The major difficulty in strip thickness control in cold rolling is the high speed combined with the high accuracy that is required from the control system. The control system will face a "new process" for each new strip entering the mill. The strip thickness, which is a major quality variable, is disturbed by e.g. variations in mill speed, strip hardness, strip tension and thickness of the incoming strip. Changes in process parameters may mean that the process will react in different ways to control actions. The purpose of the adaptive functions is to compensate for these disturbances automatically based on previous rolling experience.

The control structure in the AGC 2000X system is shown below.

Figure 4. The AGC 2000X control structure

As can be seen, the control structure is fairly standard, i.e. the AGC is run in several different control modes including feedback, feedforward and mass flow. The major difference compared to conventional AGC control is the extensive use of self-adaptive control to automatically adjust the regulators to optimal performance.

3.3 The automatic AGC start up procedure.

Figure 5. The AGC start-up sequence

 In order to maximize the amount of strip within tolerance, First Control has developed a new AGC start-up procedure that will quickly take the thickness to the correct target. Normally the thickness will be within a few µm from the correct target after only 2-5 m rolling, see the recording in fig 8. It has been estimated that as much as 20-40 m strip can be gained in this way in the final pass. The adaptive control functions normally need about 2-5 m rolling to be fully adjusted to the process parameters in the new strip.

The operator activates the automatic start-up sequence by switching on the AGC before the strip starts moving. The control system will then activate the different control functions in a specified sequence to minimize the setting time to correct output thickness. The control system also uses an adaptive mass flow preset function based on previous rolling, which essentially predicts the mass flow thickness before it can be seen (and corrected) at exit gauge. See also the recordings from actual rolling in fig. 8 at the end of this paper.

 Remark. In fig.1 in Section 2.1 it is possible to see the improvement in thickness quality when the automatic AGC start-up was taken into operation in November 1998.

3.4 The thick end disturbance reduction.

Figure 6. The AGC stop sequence

 At the strip ends there are normally fairly large thickness disturbances originating from the thickness setting in the preceding passes (”thick end”) or from some problems in the preprocessing. The thick end disturbances are mainly controlled by efficient feedforward control. Since the feedforward control is self-adaptive, it can remove nearly 100% of the disturbance. Experience from rolling shows that the AGC is capable to reduce thickness deviations of an magnitude of 10-30µm down to 1-4µm, see the recording in fig 8. In this way more strip will be kept within tolerances. Normally, the operator will keep the AGC in operation until the very stop of the mill to remove as much thick end disturbances as possible. The AGC will be automatically switched off when the minimum speed is reached.

See also the recording in fig.9 at the end of the paper.

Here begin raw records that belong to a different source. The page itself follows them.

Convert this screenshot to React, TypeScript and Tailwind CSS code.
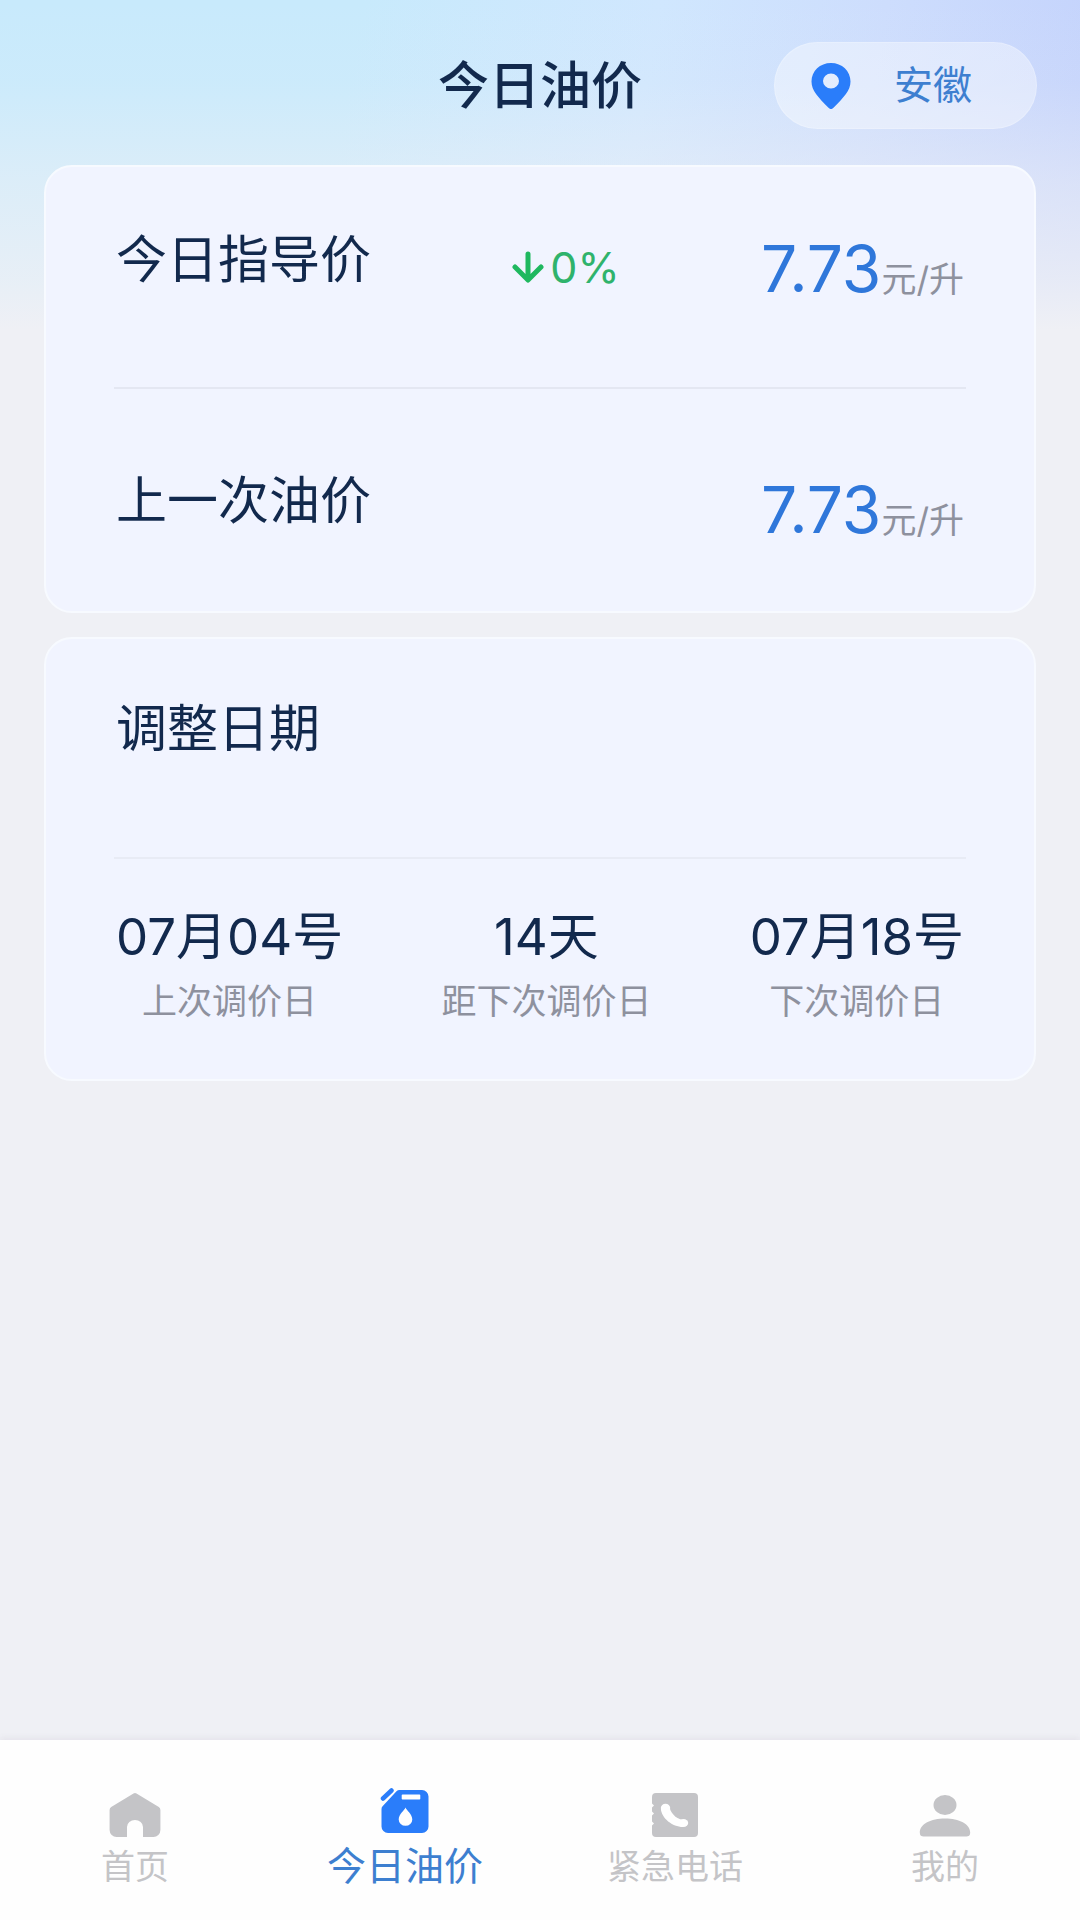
import * as React from "react"

const prices = [
  { label: "今日指导价", change: "0%", value: "7.73" },
  { label: "上一次油价", change: null, value: "7.73" },
]

const dates = [
  { value: "07月04号", label: "上次调价日" },
  { value: "14天", label: "距下次调价日" },
  { value: "07月18号", label: "下次调价日" },
]

const HomeIcon = () => (
  <svg viewBox="0 0 52 44" className="h-11 w-[52px]" fill="currentColor" aria-hidden="true">
    <path d="M24.500.6a2.500 2.500 0 0 1 3 0L49.800 14a3.500 3.500 0 0 1 1.600 3V37a7 7 0 0 1-7 7H34V34a8 7 0 0 0-16 0v10H7.600a7 7 0 0 1-7-7V17a3.500 3.500 0 0 1 1.600-3z" />
  </svg>
)

const FuelIcon = () => (
  <svg viewBox="0 0 50 46" className="h-[46px] w-[50px]" aria-hidden="true">
    <path d="M3 10.500 11.500 2.500" stroke="currentColor" strokeWidth="4.500" strokeLinecap="round" />
    <path
      fill="currentColor"
      fillRule="evenodd"
      d="M19.500 2H42a6.500 6.500 0 0 1 6.500 6.500v30A6.500 6.500 0 0 1 42 45H8a6.500 6.500 0 0 1-6.500-6.500V21a4 4 0 0 1 1.300-3L16.500 3.300A4.500 4.500 0 0 1 19.500 2zM22.500 6.500a.8.8 0 0 0-.8.8v3.400c0 .5.3.8.8.8h17c.5 0 .8-.3.8-.8V7.300a.8.8 0 0 0-.8-.8zM25.500 19.500c-1 3-6.800 6.500-6.800 12a6.800 6.300 0 0 0 13.600 0c0-5.500-5.800-9-6.800-12z"
    />
  </svg>
)

const PhoneBookIcon = () => (
  <svg viewBox="0 0 46 44" className="h-11 w-[46px]" aria-hidden="true">
    <path
      fill="currentColor"
      d="M4 0h38a4 4 0 0 1 4 4v36a4 4 0 0 1-4 4H4a4 4 0 0 1-4-4v-7.500l2-2-2-2v-6l2-2-2-2v-4l2-2-2-2V4a4 4 0 0 1 4-4z"
    />
    <g fill="#fff">
      <ellipse cx="13.500" cy="15" rx="4.700" ry="4.300" />
      <ellipse cx="31.500" cy="30" rx="4.700" ry="4" />
      <path d="M8.900 16c.6 9 11.600 18 22.100 18l1-7c-5.500 0-12.500-5-14.300-12z" />
    </g>
  </svg>
)

const UserIcon = () => (
  <svg viewBox="0 0 52 44" className="h-11 w-[52px]" fill="currentColor" aria-hidden="true">
    <ellipse cx="26" cy="12" rx="11.500" ry="10" />
    <path d="M.8 39.500C.8 31 12 25.500 26 25.500S51.200 31 51.200 39.500c0 3-1.500 4-4 4H4.800c-2.500 0-4-1-4-4z" />
  </svg>
)

const tabs = [
  { label: "首页", icon: HomeIcon, active: false },
  { label: "今日油价", icon: FuelIcon, active: true },
  { label: "紧急电话", icon: PhoneBookIcon, active: false },
  { label: "我的", icon: UserIcon, active: false },
]

const Card = ({ children }: { children: React.ReactNode }) => (
  <section className="rounded-[28px] border-2 border-[#f7faff] bg-[#f1f4ff] px-[68px]">{children}</section>
)

export default function App() {
  return (
    <div className="flex min-h-screen flex-col bg-[#eff0f5] bg-[linear-gradient(180deg,rgba(239,240,245,0)_0%,rgba(239,240,245,0.1)_25%,rgba(239,240,245,0.5)_55%,rgba(239,240,245,0.8)_85%,#eff0f5_100%),linear-gradient(100deg,#c8eafc_0%,#c8eafc_32%,#d0e7fe_58%,#cdddfd_78%,#c4d3fc_98%)] bg-[length:100%_330px] bg-no-repeat font-['Inter','Noto_Sans_CJK_SC',sans-serif] text-[#12294d]">
      <header className="grid grid-cols-[1fr_auto_1fr] items-center px-[43px] pt-[42px] pb-9">
        <h1 className="col-start-2 text-[51px] leading-[60px] font-medium">今日油价</h1>
        <button
          type="button"
          className="flex h-[87px] items-center justify-self-end rounded-full border border-white/20 bg-white/40 pr-16 pl-9 text-[39px] text-[#3d7fd0]"
        >
          <svg viewBox="0 0 40 46" className="mr-[43px] h-[46px] w-10" aria-hidden="true">
            <path
              fill="#2a7dfa"
              fillRule="evenodd"
              d="M20 0C9 0 .5 8 .5 18.500c0 9 6.500 15.500 17 26.300a3.500 3.500 0 0 0 5 0c10.500-10.800 17-17.300 17-26.300C39.500 8 31 0 20 0zm0 10.500a8 7.500 0 1 1 0 15 8 7.500 0 0 1 0-15z"
            />
          </svg>
          安徽
        </button>
      </header>

      <main className="flex flex-1 flex-col gap-6 px-11">
        <Card>
          <div className="divide-y-2 divide-[#e4e7f2]">
            {prices.map((item) => (
              <div key={item.label} className="flex h-[222px] items-center justify-between px-0.5 last:pt-9">
                <h2 className="pb-[34px] text-[51px] leading-[60px]">{item.label}</h2>
                {item.change && (
                  <p className="flex items-center gap-1.5 pb-5 text-[43px] leading-[60px] text-[#2fb36c]">
                    <svg viewBox="0 0 32 32" className="size-8" fill="none" stroke="#1fb85f" aria-hidden="true">
                      <path d="M16 3v25M3 16l13 13 13-13" strokeWidth="5" strokeLinecap="round" strokeLinejoin="round" />
                    </svg>
                    {item.change}
                  </p>
                )}
                <p className="leading-[60px]">
                  <span className="text-[64px] text-[#2f77da]">{item.value}</span>
                  <span className="text-[35px] text-[#8e919e]">元/升</span>
                </p>
              </div>
            ))}
          </div>
        </Card>

        <Card>
          <h2 className="border-b-2 border-[#e8ebf5] px-0.5 pt-[60px] pb-[98px] text-[51px] leading-[60px]">调整日期</h2>
          <ul className="flex justify-between px-0.5 pt-12 pb-[50px] text-center">
            {dates.map((item) => (
              <li key={item.label}>
                <p className="text-[51px] leading-[60px]">{item.value}</p>
                <p className="mt-1.5 text-[35px] leading-[56px] text-[#8e919e]">{item.label}</p>
              </li>
            ))}
          </ul>
        </Card>
      </main>

      <nav className="grid h-[180px] grid-cols-4 bg-[#fefefe] shadow-[0_-2px_6px_rgba(120,90,110,0.08)]">
        {tabs.map(({ label, icon: Icon, active }) => (
          <a
            key={label}
            href="#"
            aria-current={active ? "page" : undefined}
            className={
              active
                ? "flex flex-col items-center pt-12 text-[#2a7dfa]"
                : "flex flex-col items-center pt-[53px] text-[#c4c4c7]"
            }
          >
            <Icon />
            <span className={active ? "mt-1.5 text-[39px] leading-[52px] text-[#3d7fd0]" : "mt-1.5 text-[34px] leading-[48px]"}>
              {label}
            </span>
          </a>
        ))}
      </nav>
    </div>
  )
}
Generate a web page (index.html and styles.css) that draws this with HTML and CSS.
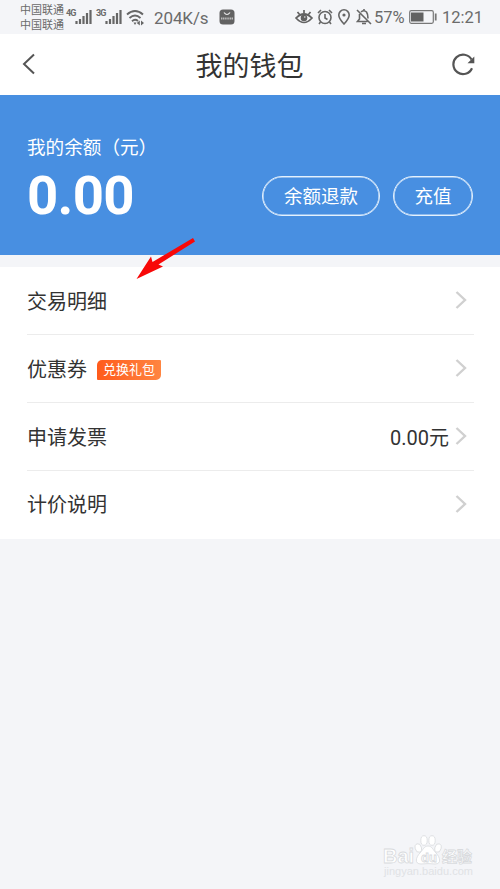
FILE: index.html
```
<!DOCTYPE html>
<html lang="zh-CN">
<head>
<meta charset="utf-8">
<title>我的钱包</title>
<link rel="stylesheet" href="styles.css">
</head>
<body>
<div class="status">
  <div class="carriers"><span>中国联通</span><span>中国联通</span></div>
  <div class="cell"><b>4G</b><svg width="17" height="16" viewBox="0 0 17 16"><path d="M1.500 12v3M5 10v5M8.500 7v8M12 4v11M15.500 1v14" stroke="#666" stroke-width="2.200"/></svg></div>
  <div class="cell second"><b>3G</b><svg width="17" height="16" viewBox="0 0 17 16"><path d="M1.500 12v3M5 10v5M8.500 7v8M12 4v11M15.500 1v14" stroke="#666" stroke-width="2.200"/></svg></div>
  <svg class="wifi" width="19" height="17" viewBox="0 0 19 17"><g fill="none" stroke="#666" stroke-width="1.900"><path d="M1 5.500Q9 -1.500 17 5.500M3.500 9Q9 4 14.500 9M6 12.200Q9 9.500 12 12"/></g><path d="M7.500 13.500h3L9 16zM13.800 11.500v5l-3-2.500zM15 11.500v5l3-2.500z" fill="#666"/></svg>
  <span class="speed">204K/s</span>
  <svg class="app" width="16" height="16" viewBox="0 0 16 16"><rect x=".5" y=".5" width="15" height="15" rx="3.500" fill="#626262"/><path d="M5 3.500q3 4 6 0" fill="none" stroke="#eee" stroke-width="1.200"/><path d="M2 9.500h12" stroke="#bbb" stroke-width="2" stroke-dasharray="1.300 .5"/></svg>
  <div class="right">
    <svg class="eye" width="18" height="16" viewBox="0 0 18 16"><g fill="none" stroke="#626262" stroke-width="1.700"><path d="M1 9Q9 1 17 9Q9 18 1 9zM9 1v3M2.500 3l2 2.500M15.500 3l-2 2.500"/></g><circle cx="9" cy="9" r="3.300" fill="#626262"/><circle cx="9.800" cy="8" r=".8" fill="#eee"/></svg>
    <svg class="alarm" width="16" height="16" viewBox="0 0 16 16"><g fill="none" stroke="#666" stroke-width="1.600"><circle cx="8" cy="8.500" r="6"/><path d="M8 5v4l2.500 1.500M1 4l3-3M15 4l-3-3M3.500 13L2 15M12.500 13l1.500 2"/></g></svg>
    <svg class="pin" width="12" height="16" viewBox="0 0 12 16"><path d="M6 15Q.8 9.500.8 6a5.200 5.200 0 0 1 10.400 0Q11.200 9.500 6 15z" fill="none" stroke="#666" stroke-width="1.600"/><circle cx="6" cy="6" r="1.600" fill="#666"/></svg>
    <svg class="bell" width="16" height="16" viewBox="0 0 16 16"><g fill="none" stroke="#666" stroke-width="1.600"><path d="M1 1l14 14M3.500 5v5L1.500 12.500h10M5 3Q8 .5 10.500 3Q12 5 12 9.500M8 0v2M6 14.500h4"/></g></svg>
    <span class="percent">57%</span>
    <svg class="battery" width="28" height="14" viewBox="0 0 28 14"><rect x=".7" y=".7" width="23.600" height="12.600" rx="1.500" fill="none" stroke="#777" stroke-width="1.200"/><path d="M2 2.500h12.500v9H2z" fill="#626262"/><path d="M26.700 3.500v7" stroke="#777" stroke-width="1.800"/></svg>
    <span class="clock">12:21</span>
  </div>
</div>
<header class="header">
  <svg class="back" width="14" height="22" viewBox="0 0 14 22"><path d="M12 1.500L2 11l10 9.500" fill="none" stroke="#555" stroke-width="2"/></svg>
  <h1>我的钱包</h1>
  <svg class="refresh" width="24" height="24" viewBox="0 0 24 24"><path d="M21 16.200A9.700 9.700 0 1 1 20.500 7.500" fill="none" stroke="#555" stroke-width="2.200"/><path d="M23.300 4.500v6.700h-6.800z" fill="#555"/></svg>
</header>
<section class="balance">
  <div class="amount"><p>我的余额（元）</p><strong>0.00</strong></div>
  <div class="actions"><button class="refund">余额退款</button><button class="recharge">充值</button></div>
</section>
<main class="list">
  <div class="row"><span class="label">交易明细</span><svg class="chevron" viewBox="0 0 12 18"><path d="M1.500 1l8.500 8-8.500 8"/></svg></div>
  <div class="row"><span class="label">优惠券</span><span class="tag">兑换礼包</span><svg class="chevron" viewBox="0 0 12 18"><path d="M1.500 1l8.500 8-8.500 8"/></svg></div>
  <div class="row"><span class="label">申请发票</span><span class="value">0.00元</span><svg class="chevron" viewBox="0 0 12 18"><path d="M1.500 1l8.500 8-8.500 8"/></svg></div>
  <div class="row"><span class="label">计价说明</span><svg class="chevron" viewBox="0 0 12 18"><path d="M1.500 1l8.500 8-8.500 8"/></svg></div>
</main>
<svg class="arrow" width="62" height="44" viewBox="0 0 62 44"><path d="M58 1L60 4.500 23.500 27.500 28 29.500 1.500 42 16 19.500 17.500 25z" fill="#f80808"/></svg>
<svg class="watermark" width="100" height="50" viewBox="0 0 100 50">
  <g fill="#fff" stroke="#d8dadd" stroke-width=".8">
    <text class="brand" x="2" y="29" textLength="31" lengthAdjust="spacingAndGlyphs">Bai</text>
    <ellipse cx="37.300" cy="14" rx="3.100" ry="4.300" transform="rotate(-15 37.300 14)"/><ellipse cx="43" cy="6.500" rx="3.200" ry="4.800"/><ellipse cx="51" cy="6.500" rx="3.200" ry="4.800"/><ellipse cx="57" cy="14" rx="3.100" ry="4.300" transform="rotate(15 57 14)"/>
    <path d="M47 12c4 0 5 4 8 7 4 4 6 11-1 11q-7-.8-14 0c-7 0-5-7-1-11 3-3 4-7 8-7z"/>
    <text class="du" x="40" y="28">du</text>
    <text class="cn" x="61" y="28" textLength="30" lengthAdjust="spacingAndGlyphs">经验</text>
  </g>
  <text class="domain" x="3" y="41" textLength="89">jingyan.baidu.com</text>
</svg>
</body>
</html>
```

FILE: styles.css
```
* { box-sizing: border-box; }
body {
  margin: 0;
  position: relative;
  width: 500px;
  height: 889px;
  overflow: hidden;
  background: #f4f5f8;
  color: #333;
  font-family: Roboto, "Noto Sans CJK SC", sans-serif;
}
svg { display: block; flex: none; }
.status {
  display: flex;
  align-items: center;
  height: 34px;
  padding-left: 20px;
  color: #6b6b6b;
  font-size: 17px;
  line-height: 20px;
  white-space: nowrap;
}
.carriers { display: flex; flex-direction: column; width: 46px; font-size: 11px; line-height: 15px; padding-top: 2px; }
.cell { display: flex; width: 26px; height: 18px; margin-top: -1px; }
.cell b { width: 9px; font: bold 9px/10px Roboto, sans-serif; letter-spacing: -.8px; }
.cell svg { margin-top: 1px; }
.second { margin-left: 4px; }
.wifi { margin-left: 4px; }
.speed { margin-left: 9px; width: 65px; padding-top: 1px; letter-spacing: -.1px; }
.right { display: flex; align-items: center; margin-left: 60px; }
.alarm { margin-left: 4px; }
.pin { margin-left: 5px; }
.bell { margin-left: 6px; }
.percent { margin-left: 2px; width: 35px; font-size: 16.500px; padding-top: 1px; }
.clock { margin-left: 5px; font-size: 16.500px; padding-top: 1px; }
.header {
  display: flex;
  align-items: center;
  justify-content: space-between;
  height: 60.500px;
  padding: 0 25px 0 22px;
  background: #fff;
}
.header h1 { margin: 0; padding: 5px 0 0 12px; font-size: 27px; line-height: 40px; font-weight: 400; }
.balance {
  display: flex;
  justify-content: space-between;
  height: 160px;
  padding: 0 27px;
  background: #488fe1;
  color: #fff;
}
.amount { padding-top: 39px; }
.amount p { margin: 0; font-size: 18.600px; line-height: 28px; }
.amount strong { display: block; font-size: 54.500px; line-height: 66px; letter-spacing: -.7px; }
.actions { display: flex; gap: 13px; padding-top: 81px; }
.actions button {
  height: 40px;
  padding: 2px 0 0;
  border: 1px solid #e4f1fd;
  border-radius: 20px;
  background: none;
  box-shadow: inset 0 0 0 .6px #d8e9fb;
  color: #fff;
  font: 18.500px/36px Roboto, "Noto Sans CJK SC", sans-serif;
}
.refund { width: 118px; }
.recharge { width: 80px; }
.list { margin-top: 12.500px; padding: 0 26px 0 27px; background: #fff; }
.row { display: flex; align-items: center; height: 68px; border-bottom: 1px solid #ececec; }
.row:last-child { border-bottom: 0; }
.label { padding-top: 2px; font-size: 20px; line-height: 30px; }
.row:last-child .label { padding-top: 0; }
.value { margin-left: auto; font-size: 20px; }
.tag {
  margin: 2px 0 0 10px;
  width: 64px;
  height: 20px;
  border-radius: 5px 1px;
  background: linear-gradient(90deg, #ff5b1c, #ff8541);
  color: #fff;
  font-size: 13px;
  line-height: 20px;
  text-align: center;
}
.chevron { width: 12px; height: 18px; margin: -2px 7px 0 auto; fill: none; stroke: #d0d0d0; stroke-width: 2.400; }
.value + .chevron { margin-left: 6px; }
.arrow { position: absolute; left: 135px; top: 237px; }
.watermark { position: absolute; left: 381px; top: 834px; }
.brand { font: bold 21px "Liberation Sans", sans-serif; }
.du { font: bold 13px "Liberation Sans", sans-serif; }
.cn { font: bold 15px "Noto Sans CJK SC", sans-serif; }
.domain { font: 11px "Liberation Sans", sans-serif; fill: #e0e2e5; }
```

3.5.The adaptive roll gap pres-set function

Figure 7. The on-line adaptive rollgap preset is made on a PC in communication with the AGC control system MicroController 2000X.

First Control has also added a special roll gap setup function based on an on-line learning neural network, see fig 7. The learning network is a form of neural network which is very fast and is capable of handling large input/output dimensions. The learning network will estimate the gap position and force in the next pass based upon data obtained from previous rolling. After each pass of rolling, the learning network will be fed with setup data and data from the previous rolling pass. Based on this data, a new roll gap position/roll force is predicted for the next pass or coil. At the same time, the network will slightly modify itself depending on the outcome in the previous pass. In this way, the network is made to ”remember” previous rolling to be used the next time a similar mill setup situation arises.

 For the moment, the network is capable of estimating the roll force with an average error of about 6 tons, according to a test run made on data stored in the production database. Work is still going on to improve the accuracy of prediction.The predicted gap/force value is used to preset the roll gap position at a starting point for the AGC so that the thickness will be as close to target as possible when the rolling starts.

3.6 Recordings from actual rolling.

 Fig:7: Chart recordings illustrating the AGC start-up sequence in the cold rolling Mill MA888.The thickness was controlled to target within about 4 m rolling in this case. Note also the efficiency of the self-adaptive feedforward control immendiately after start-up and during acceleration from 18 m/min to about 250 m/min.

Figure 9. Chart recording illustrating the thick end disturbance reduction. A thickness disturbance of about 30µm at the very end of the strip is reduced by the AGC control to about 3µm. The mill speed is simultaneously reduced from about 600 m/min down to 18 m/min. The operator keeps the AGC in operation all the way up to the very stop of the mill.

4.References

 Bartholdsson K. ”Experience from rolling thin strip in a Mitsubishi CR cold rolling mill”, presented at 2nd European Rolling Conference (session III).